Aber hätte das Kamerateam von Panorama nicht mitbekommen müssen, wenn es solche Absprachen auch unter Racketes Kommando gegeben hätte? Auf meine Anfrage antwortete der Redaktionsleiter von Panorama, Volker Steinhoff, schriftlich:
„Sehr geehrte Frau Schunke,
vielen Dank für Ihre Mail.
Sie schreiben: "Zu sehen ist auch ein Schlepper, der behauptet, man hätte Kontakt zu den europäischen NGOs, die im Mittelmeer Migranten und Flüchtlinge retten. Darunter auch zu den Rettern von Sea Watch. "
Dies ist während der fraglichen Mission nicht passiert – wir waren die ganze Zeit an Bord.
Mit freundlichen Grüßen
Volker Steinhoff
Redaktionsleiter Panorama
Die Frage lautet also: Was ist die Wahrheit? Oder hat man in diesem Fall auf Absprachen verzichtet, weil ein Kamerateam an Bord war? Würde Panorama offen und ehrlich über diese Absprachen berichten? Die Rekonstruktion vergangener Aktionen von Sea Watch und anderen europäischen NGOs legt nahe, dass die Vorwürfe, trotz des Dementis von Panorama bezüglich der letzten Rettungsaktion der Sea Watch 3, nicht aus der Luft gegriffen sind.
Und so wäre es insbesondere Aufgabe der großen deutschen Medien mit ihren umfassenden Recherchemöglichkeiten, an dieser Stelle einmal kritisch nachzufassen. Aber das geschieht nicht. Kaum eine Berichterstattung in Deutschland ist derart einseitig wie jene über die „Heldin“ Carola Rackete und die private „Seenotrettung“. Und das trotz der Erkenntnisse bzgl. der Zusammenarbeit von Schleppern und NGOs, die ich hier kurz skizziert habe.

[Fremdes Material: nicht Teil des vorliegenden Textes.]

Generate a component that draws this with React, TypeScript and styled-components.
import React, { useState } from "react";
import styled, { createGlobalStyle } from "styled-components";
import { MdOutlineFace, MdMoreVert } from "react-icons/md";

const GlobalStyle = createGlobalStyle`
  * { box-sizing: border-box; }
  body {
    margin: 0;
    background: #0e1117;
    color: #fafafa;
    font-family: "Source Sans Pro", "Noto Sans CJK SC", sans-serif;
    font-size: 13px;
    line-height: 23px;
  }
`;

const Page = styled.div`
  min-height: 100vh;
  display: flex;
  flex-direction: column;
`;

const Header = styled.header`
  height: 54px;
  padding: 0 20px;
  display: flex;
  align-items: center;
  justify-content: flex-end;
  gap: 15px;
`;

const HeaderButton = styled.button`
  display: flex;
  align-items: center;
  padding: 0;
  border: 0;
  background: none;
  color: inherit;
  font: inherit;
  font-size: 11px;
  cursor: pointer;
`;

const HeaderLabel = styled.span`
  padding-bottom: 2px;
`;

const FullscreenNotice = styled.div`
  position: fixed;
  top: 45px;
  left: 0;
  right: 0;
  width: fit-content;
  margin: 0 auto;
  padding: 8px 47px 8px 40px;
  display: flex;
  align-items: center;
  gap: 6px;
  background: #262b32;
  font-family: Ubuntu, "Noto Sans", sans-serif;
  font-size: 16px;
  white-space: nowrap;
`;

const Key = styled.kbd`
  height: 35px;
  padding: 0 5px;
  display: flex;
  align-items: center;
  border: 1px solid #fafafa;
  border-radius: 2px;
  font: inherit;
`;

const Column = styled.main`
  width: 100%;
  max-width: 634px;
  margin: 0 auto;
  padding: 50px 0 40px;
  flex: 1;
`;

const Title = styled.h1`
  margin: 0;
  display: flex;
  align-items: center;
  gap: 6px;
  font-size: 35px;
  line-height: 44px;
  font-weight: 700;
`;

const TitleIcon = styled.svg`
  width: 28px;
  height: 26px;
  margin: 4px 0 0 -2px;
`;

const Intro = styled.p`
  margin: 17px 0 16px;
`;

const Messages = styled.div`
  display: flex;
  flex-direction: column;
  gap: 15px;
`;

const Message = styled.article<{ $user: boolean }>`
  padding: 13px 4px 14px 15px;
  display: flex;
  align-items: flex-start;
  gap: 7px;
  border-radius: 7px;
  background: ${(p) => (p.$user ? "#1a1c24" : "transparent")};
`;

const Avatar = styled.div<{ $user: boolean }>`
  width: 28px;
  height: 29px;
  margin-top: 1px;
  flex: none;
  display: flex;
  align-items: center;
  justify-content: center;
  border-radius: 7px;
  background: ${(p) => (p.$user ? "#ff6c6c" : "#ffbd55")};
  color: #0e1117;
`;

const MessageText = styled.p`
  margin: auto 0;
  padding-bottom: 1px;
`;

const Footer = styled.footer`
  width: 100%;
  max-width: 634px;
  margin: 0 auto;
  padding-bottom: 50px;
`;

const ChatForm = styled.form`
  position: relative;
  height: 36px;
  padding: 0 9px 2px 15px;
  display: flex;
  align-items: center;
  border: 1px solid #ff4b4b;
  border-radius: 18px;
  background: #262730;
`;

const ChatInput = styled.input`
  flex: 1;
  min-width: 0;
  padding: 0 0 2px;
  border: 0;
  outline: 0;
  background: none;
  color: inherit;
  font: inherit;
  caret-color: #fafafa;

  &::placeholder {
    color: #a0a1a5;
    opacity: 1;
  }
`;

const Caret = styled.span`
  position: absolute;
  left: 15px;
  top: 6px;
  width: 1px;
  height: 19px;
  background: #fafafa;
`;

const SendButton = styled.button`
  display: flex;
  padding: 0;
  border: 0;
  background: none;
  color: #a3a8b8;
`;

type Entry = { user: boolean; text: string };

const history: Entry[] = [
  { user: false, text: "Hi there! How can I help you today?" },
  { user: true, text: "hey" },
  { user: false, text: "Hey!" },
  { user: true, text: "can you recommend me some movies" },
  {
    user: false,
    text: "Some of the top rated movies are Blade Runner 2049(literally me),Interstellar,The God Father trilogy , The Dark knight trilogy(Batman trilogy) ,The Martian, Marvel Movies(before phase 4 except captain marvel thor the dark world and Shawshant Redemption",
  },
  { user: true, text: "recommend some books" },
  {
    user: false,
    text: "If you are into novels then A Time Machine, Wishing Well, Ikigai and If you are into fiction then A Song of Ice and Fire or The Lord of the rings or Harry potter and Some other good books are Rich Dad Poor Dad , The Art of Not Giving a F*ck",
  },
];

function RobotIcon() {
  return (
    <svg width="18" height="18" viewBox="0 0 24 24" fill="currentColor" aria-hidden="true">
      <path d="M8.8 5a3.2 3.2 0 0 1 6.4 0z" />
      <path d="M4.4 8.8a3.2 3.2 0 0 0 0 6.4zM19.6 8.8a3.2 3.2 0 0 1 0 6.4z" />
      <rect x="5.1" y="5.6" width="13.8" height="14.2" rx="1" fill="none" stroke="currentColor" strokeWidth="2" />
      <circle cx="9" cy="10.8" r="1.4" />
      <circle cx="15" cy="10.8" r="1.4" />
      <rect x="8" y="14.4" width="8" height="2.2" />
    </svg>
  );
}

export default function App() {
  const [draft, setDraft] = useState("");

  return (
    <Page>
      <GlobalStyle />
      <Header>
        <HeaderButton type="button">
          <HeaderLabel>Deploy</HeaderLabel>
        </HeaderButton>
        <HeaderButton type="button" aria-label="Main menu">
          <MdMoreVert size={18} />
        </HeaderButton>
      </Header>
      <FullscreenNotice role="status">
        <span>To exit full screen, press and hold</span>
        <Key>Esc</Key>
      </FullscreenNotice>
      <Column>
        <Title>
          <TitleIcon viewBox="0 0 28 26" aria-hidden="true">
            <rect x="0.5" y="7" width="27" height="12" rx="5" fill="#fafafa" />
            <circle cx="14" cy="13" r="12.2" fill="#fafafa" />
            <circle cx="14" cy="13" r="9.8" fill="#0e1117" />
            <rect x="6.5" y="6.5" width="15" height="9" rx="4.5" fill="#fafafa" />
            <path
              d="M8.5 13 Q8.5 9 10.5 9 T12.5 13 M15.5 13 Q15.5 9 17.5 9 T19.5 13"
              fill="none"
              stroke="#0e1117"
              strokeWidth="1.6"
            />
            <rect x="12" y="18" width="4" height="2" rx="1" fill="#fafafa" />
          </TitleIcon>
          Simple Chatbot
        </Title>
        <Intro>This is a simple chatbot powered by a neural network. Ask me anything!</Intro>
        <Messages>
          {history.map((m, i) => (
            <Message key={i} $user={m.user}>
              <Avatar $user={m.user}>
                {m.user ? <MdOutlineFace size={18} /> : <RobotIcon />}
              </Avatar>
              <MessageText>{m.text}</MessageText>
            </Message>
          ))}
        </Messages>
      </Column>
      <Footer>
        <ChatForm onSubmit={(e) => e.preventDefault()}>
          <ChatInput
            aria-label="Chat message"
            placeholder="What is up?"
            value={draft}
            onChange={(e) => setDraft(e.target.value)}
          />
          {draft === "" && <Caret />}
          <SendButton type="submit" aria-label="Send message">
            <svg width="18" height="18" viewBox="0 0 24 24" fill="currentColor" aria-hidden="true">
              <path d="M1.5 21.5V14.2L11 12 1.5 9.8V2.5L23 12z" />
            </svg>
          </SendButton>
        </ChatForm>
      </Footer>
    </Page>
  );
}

Fakt ist, dass hier ein medial durchweg positives Bild der europäischen „Seenotretter“ gezeichnet werden soll. Verdachtsmomente und Belege in Form von Bildmaterial werden, man kann es nicht anders sagen, mutwillig ignoriert. Andernfalls müsste die Rolle von Rackete und ihren „Seenotretter-Kollegen“ völlig neu bewertet werden. Dieser kritischen Auseinandersetzung verweigern sich die deutschen Medien mehrheitlich im Namen der Ideologie. Das hat mit Journalismus nichts mehr zu tun. Das ist politischer Aktivismus.